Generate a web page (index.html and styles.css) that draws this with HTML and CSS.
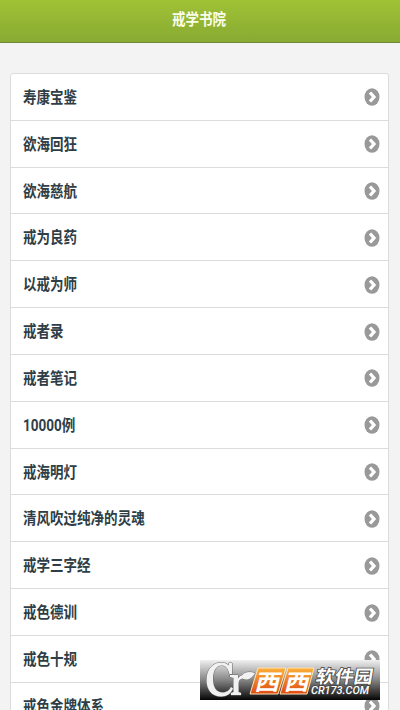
FILE: index.html
```html
<!DOCTYPE html>
<html lang="zh-CN">
<head>
<meta charset="utf-8">
<title>戒学书院</title>
<link rel="stylesheet" href="styles.css">
</head>
<body>
<svg width="0" height="0" class="defs">
  <symbol id="go" viewBox="0 0 16 18">
    <ellipse cx="8" cy="9" rx="7.500" ry="8.800" fill="#999"/>
    <path d="M6 4.500 L10 9 L6 13.500" fill="none" stroke="#fff" stroke-width="3.300"/>
  </symbol>
</svg>
<header class="bar"><h1>戒学书院</h1></header>
<main>
  <ul class="list">
    <li><span>寿康宝鉴</span><svg class="go"><use href="#go"/></svg></li>
    <li><span>欲海回狂</span><svg class="go"><use href="#go"/></svg></li>
    <li><span>欲海慈航</span><svg class="go"><use href="#go"/></svg></li>
    <li><span>戒为良药</span><svg class="go"><use href="#go"/></svg></li>
    <li><span>以戒为师</span><svg class="go"><use href="#go"/></svg></li>
    <li><span>戒者录</span><svg class="go"><use href="#go"/></svg></li>
    <li><span>戒者笔记</span><svg class="go"><use href="#go"/></svg></li>
    <li><span>10000例</span><svg class="go"><use href="#go"/></svg></li>
    <li><span>戒海明灯</span><svg class="go"><use href="#go"/></svg></li>
    <li><span>清风吹过纯净的灵魂</span><svg class="go"><use href="#go"/></svg></li>
    <li><span>戒学三字经</span><svg class="go"><use href="#go"/></svg></li>
    <li><span>戒色德训</span><svg class="go"><use href="#go"/></svg></li>
    <li><span>戒色十规</span><svg class="go"><use href="#go"/></svg></li>
    <li><span>戒色金牌体系</span><svg class="go"><use href="#go"/></svg></li>
  </ul>
</main>
<svg class="mark" viewBox="0 0 180 40">
  <defs>
    <linearGradient id="back" x1="0" y1="0" x2="0" y2="1"><stop offset="0" stop-color="#f0f0f0"/><stop offset=".5" stop-color="#858585"/><stop offset="1" stop-color="#050505"/></linearGradient>
    <linearGradient id="fire" x1="0" y1="0" x2="0" y2="1"><stop offset="0" stop-color="#fbb13a"/><stop offset="1" stop-color="#e04a12"/></linearGradient>
  </defs>
  <rect width="180" height="40" fill="url(#back)"/>
  <path class="cr" d="M29 3 H32 V14 H29.500 C28 8 25.500 5.500 21.500 5.500 C16 5.500 13 11 13 19 C13 27.500 16.500 32.500 22.500 32.500 C27 32.500 29.500 30 31 27 L33 28.500 C31 33.500 27 36.500 21 36.500 C12 36.500 6.500 30 6.500 20 C6.500 9.500 13 2.500 21 2.500 C25 2.500 27.500 4 28.500 5.500Z"/>
  <path class="cr" d="M30 15 H38 V18.500 C39.500 16 41 15.500 42 15.500 C45 11.500 50 11.500 55 13 C51 20 46 20.500 42.500 18.500 C39.500 19 38.500 21 38.500 24 V32 L41 33 V35 H31 V33 L33.500 32 V18 L30 17Z"/>
  <path d="M58 8 H86 L78 34 H50Z M88 8 H114 L107 34 H80Z" fill="url(#fire)" stroke="#ffe4b8" stroke-width="1"/>
  <g class="xi">
    <text transform="translate(54 29.500) skewX(-14)" textLength="25" lengthAdjust="spacingAndGlyphs">西</text>
    <text transform="translate(83.500 29.500) skewX(-14)" textLength="25" lengthAdjust="spacingAndGlyphs">西</text>
  </g>
  <text class="soft" transform="translate(115 22.500) skewX(-10)" textLength="57" lengthAdjust="spacingAndGlyphs">软件园</text>
  <text class="site" x="111" y="34" textLength="58" lengthAdjust="spacingAndGlyphs">CR173.COM</text>
</svg>
</body>
</html>
```

FILE: styles.css
```css
* { box-sizing: border-box; }
html, body { height: 710px; overflow: hidden; }
body {
  margin: 0;
  background: #f3f3f3;
  color: #2f3e46;
  font-family: Roboto, "Noto Sans CJK SC", sans-serif;
  font-weight: 700;
}
.defs { display: block; height: 0; }
.bar {
  height: 43px;
  background: linear-gradient(#a0c236, #88aa32);
  border-bottom: 1px solid #71883a;
  display: flex;
  justify-content: center;
}
.bar h1 {
  margin: 0 1px 0 0;
  font-size: 16px;
  line-height: 40px;
  color: #fbfde8;
  transform: scaleX(.845);
}
main { padding: 30px 11px 0 10px; }
.list {
  list-style: none;
  margin: 0;
  padding: 0;
  background: #fff;
  border: 1px solid #dcdcdc;
  border-radius: 3px 3px 0 0;
}
.list li {
  height: 46.83px;
  padding: 1px 8px 0 12px;
  border-bottom: 1px solid #dcdcdc;
  display: flex;
  align-items: center;
  justify-content: space-between;
}
.list span {
  padding-top: 1px;
  font-size: 16px;
  line-height: 24px;
  white-space: nowrap;
  transform: scaleX(.845);
  transform-origin: left center;
}
.go { width: 16px; height: 18px; }
.mark {
  position: absolute;
  left: 200px;
  top: 660px;
  width: 180px;
  height: 40px;
}
.cr { fill: #f1f1f1; stroke: #666; stroke-width: 1px; paint-order: stroke; }
.xi text { font-size: 22px; font-weight: 700; fill: #fff; }
.soft, .site { fill: #fff; stroke: #444; stroke-width: 1.5px; paint-order: stroke; }
.soft { font-size: 18px; font-weight: 700; }
.site { font-size: 10px; font-style: italic; font-weight: 500; }
```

**THE PROBLEM**
Make an exact reproduction of the listing above, without any pictures.

**RESPONSE TO THE EXERCISE**
Generate a web page (index.html and styles.css) that draws this with HTML and CSS.
FILE: index.html
```html
<!DOCTYPE html>
<html lang="zh-CN">
<head>
<meta charset="utf-8">
<title>戒学书院</title>
<link rel="stylesheet" href="styles.css">
</head>
<body>
<svg width="0" height="0" class="defs">
  <symbol id="go" viewBox="0 0 16 18">
    <ellipse cx="8" cy="9" rx="7.500" ry="8.800" fill="#999"/>
    <path d="M6 4.500 L10 9 L6 13.500" fill="none" stroke="#fff" stroke-width="3.300"/>
  </symbol>
</svg>
<header class="bar"><h1>戒学书院</h1></header>
<main>
  <ul class="list">
    <li><span>寿康宝鉴</span><svg class="go"><use href="#go"/></svg></li>
    <li><span>欲海回狂</span><svg class="go"><use href="#go"/></svg></li>
    <li><span>欲海慈航</span><svg class="go"><use href="#go"/></svg></li>
    <li><span>戒为良药</span><svg class="go"><use href="#go"/></svg></li>
    <li><span>以戒为师</span><svg class="go"><use href="#go"/></svg></li>
    <li><span>戒者录</span><svg class="go"><use href="#go"/></svg></li>
    <li><span>戒者笔记</span><svg class="go"><use href="#go"/></svg></li>
    <li><span>10000例</span><svg class="go"><use href="#go"/></svg></li>
    <li><span>戒海明灯</span><svg class="go"><use href="#go"/></svg></li>
    <li><span>清风吹过纯净的灵魂</span><svg class="go"><use href="#go"/></svg></li>
    <li><span>戒学三字经</span><svg class="go"><use href="#go"/></svg></li>
    <li><span>戒色德训</span><svg class="go"><use href="#go"/></svg></li>
    <li><span>戒色十规</span><svg class="go"><use href="#go"/></svg></li>
    <li><span>戒色金牌体系</span><svg class="go"><use href="#go"/></svg></li>
  </ul>
</main>
<svg class="mark" viewBox="0 0 180 40">
  <defs>
    <linearGradient id="back" x1="0" y1="0" x2="0" y2="1"><stop offset="0" stop-color="#f0f0f0"/><stop offset=".5" stop-color="#858585"/><stop offset="1" stop-color="#050505"/></linearGradient>
    <linearGradient id="fire" x1="0" y1="0" x2="0" y2="1"><stop offset="0" stop-color="#fbb13a"/><stop offset="1" stop-color="#e04a12"/></linearGradient>
  </defs>
  <rect width="180" height="40" fill="url(#back)"/>
  <path class="cr" d="M29 3 H32 V14 H29.500 C28 8 25.500 5.500 21.500 5.500 C16 5.500 13 11 13 19 C13 27.500 16.500 32.500 22.500 32.500 C27 32.500 29.500 30 31 27 L33 28.500 C31 33.500 27 36.500 21 36.500 C12 36.500 6.500 30 6.500 20 C6.500 9.500 13 2.500 21 2.500 C25 2.500 27.500 4 28.500 5.500Z"/>
  <path class="cr" d="M30 15 H38 V18.500 C39.500 16 41 15.500 42 15.500 C45 11.500 50 11.500 55 13 C51 20 46 20.500 42.500 18.500 C39.500 19 38.500 21 38.500 24 V32 L41 33 V35 H31 V33 L33.500 32 V18 L30 17Z"/>
  <path d="M58 8 H86 L78 34 H50Z M88 8 H114 L107 34 H80Z" fill="url(#fire)" stroke="#ffe4b8" stroke-width="1"/>
  <g class="xi">
    <text transform="translate(54 29.500) skewX(-14)" textLength="25" lengthAdjust="spacingAndGlyphs">西</text>
    <text transform="translate(83.500 29.500) skewX(-14)" textLength="25" lengthAdjust="spacingAndGlyphs">西</text>
  </g>
  <text class="soft" transform="translate(115 22.500) skewX(-10)" textLength="57" lengthAdjust="spacingAndGlyphs">软件园</text>
  <text class="site" x="111" y="34" textLength="58" lengthAdjust="spacingAndGlyphs">CR173.COM</text>
</svg>
</body>
</html>
```

FILE: styles.css
```css
* { box-sizing: border-box; }
html, body { height: 710px; overflow: hidden; }
body {
  margin: 0;
  background: #f3f3f3;
  color: #2f3e46;
  font-family: Roboto, "Noto Sans CJK SC", sans-serif;
  font-weight: 700;
}
.defs { display: block; height: 0; }
.bar {
  height: 43px;
  background: linear-gradient(#a0c236, #88aa32);
  border-bottom: 1px solid #71883a;
  display: flex;
  justify-content: center;
}
.bar h1 {
  margin: 0 1px 0 0;
  font-size: 16px;
  line-height: 40px;
  color: #fbfde8;
  transform: scaleX(.845);
}
main { padding: 30px 11px 0 10px; }
.list {
  list-style: none;
  margin: 0;
  padding: 0;
  background: #fff;
  border: 1px solid #dcdcdc;
  border-radius: 3px 3px 0 0;
}
.list li {
  height: 46.83px;
  padding: 1px 8px 0 12px;
  border-bottom: 1px solid #dcdcdc;
  display: flex;
  align-items: center;
  justify-content: space-between;
}
.list span {
  padding-top: 1px;
  font-size: 16px;
  line-height: 24px;
  white-space: nowrap;
  transform: scaleX(.845);
  transform-origin: left center;
}
.go { width: 16px; height: 18px; }
.mark {
  position: absolute;
  left: 200px;
  top: 660px;
  width: 180px;
  height: 40px;
}
.cr { fill: #f1f1f1; stroke: #666; stroke-width: 1px; paint-order: stroke; }
.xi text { font-size: 22px; font-weight: 700; fill: #fff; }
.soft, .site { fill: #fff; stroke: #444; stroke-width: 1.5px; paint-order: stroke; }
.soft { font-size: 18px; font-weight: 700; }
.site { font-size: 10px; font-style: italic; font-weight: 500; }
```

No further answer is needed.